The amount of additional workers who might be covered by the agreement is still unclear. The University has yet to release an estimate, but SLAC spokesperson Matt Seriff-Cullick ‘08 said that, while he did not want to speculate, the number might be “in the hundreds.”

Both parties celebrated the compromise. University officials talked up the importance of the meetings, while SLAC activists emphasized the bargaining power generated by the fast.

“I think this shows that when people sit around a table and discuss issues that are important, they can reach some compromise,” said University spokesperson Alan Acosta. “It may not be the absolute everything that either side wanted, but it shows that when you sit down and discuss issues that are important, you can reach some resolutions and improve them.”

Seriff-Cullick ‘08 offered a different assessment. “Most of what matters is not what goes on in the negotiating room, it’s what goes on outside,” he said.

Although SLAC members downplayed the role played by negotiation, the group’s current stance represents a softened version of earlier positions made regarding the goals of the fast.

“The problem is in the disjunction [that exists] between the business side of the institution and its function as a social actor,” Seriff-Cullick said on Monday of the difficulties SLAC faced in getting the University to drop the collective bargaining restriction, which bars union-represented workers from the living wage policy. “There’s a very standard business mentality that prevails.”

But by this weekend, he had changed his tone, saying that negotiations had helped and that SLAC “got the most headway when we could point out contradictions between the spirit of the policy and its applications.”

“No matter what their mentality, they need to be internally consistent,” he said.

In an email to SLAC members sent out on Friday, Seriff-Cullick asserted that the new “preferred-contractors” list would likely assist ABM Janitors in their next contract negotiations, however.

Policies governing compensation for subcontracted workers can vary by contractor, and in many cases, they can be the product of a collective agreement between unionized workers and their employer. Instead of requiring that all contracted workers be paid a living wage by their employer, the University’s preferred list aims only to provide an encouragement for contractors to meet that standard.

“That way,” Acosta said, “we are able to have a broader application of the policy.”

SLAC spokesperson Shamala Gallagher ‘07 expressed some dissatisfaction with the University’s insistence on a “preferred-contractors” list.

“Everyone’s happy with the way things turned out,” she said. “But there’s still that one restriction that we’re still unhappy with.”

According to SLAC, the fasters — who had not eaten for over a week — began a modest diet of toast after being taken to Vaden Health Center. While all showed strong vital signs, many lost a significant amount of weight. One participant reportedly dropped 19 pounds over the nine-day period.

The end of the fast came in the middle of Admit Weekend, when thousands of prospective students and their parents inundated campus.

“I think parents and ProFros got a different sense of what Stanford is like than in previous Admit Weekends,” Gallagher said. “The fact that the fast coincided with Admit Weekend gave it additional publicity and put extra pressure on the University.”
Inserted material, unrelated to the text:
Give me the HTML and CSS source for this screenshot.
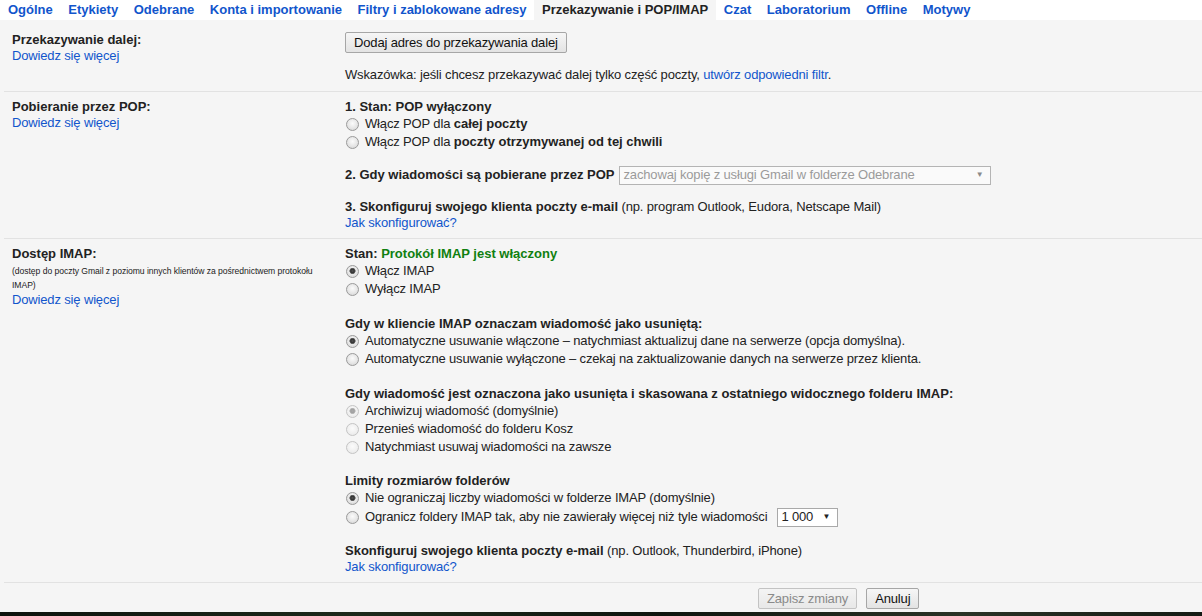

University officials agreed that the timing of the hunger strike may have enhanced the Admit Weekend experience for ProFros by showing them a side of student life that they might not have otherwise seen, but denied that it put any extra pressure on the University.

“This was, to Stanford, the benefit that people were concerned about these issues and engaged with them,” Acosta said. “I think that was a positive thing.”

While relations between the student representatives and the University may have been somewhat strained at times during the fast, both sides ended the ordeal with amicable words.

“So even though the fight for the justice of the workers isn’t completely over, this is a big victory,” Gallager said. “We congratulate the University on revising the policy.”

The University similarly noted the groups’ common goal.

“At times, you can’t help there being a certain adversarial quality,” Acosta said. “But the spirit of this on both sides has been to improve this policy.”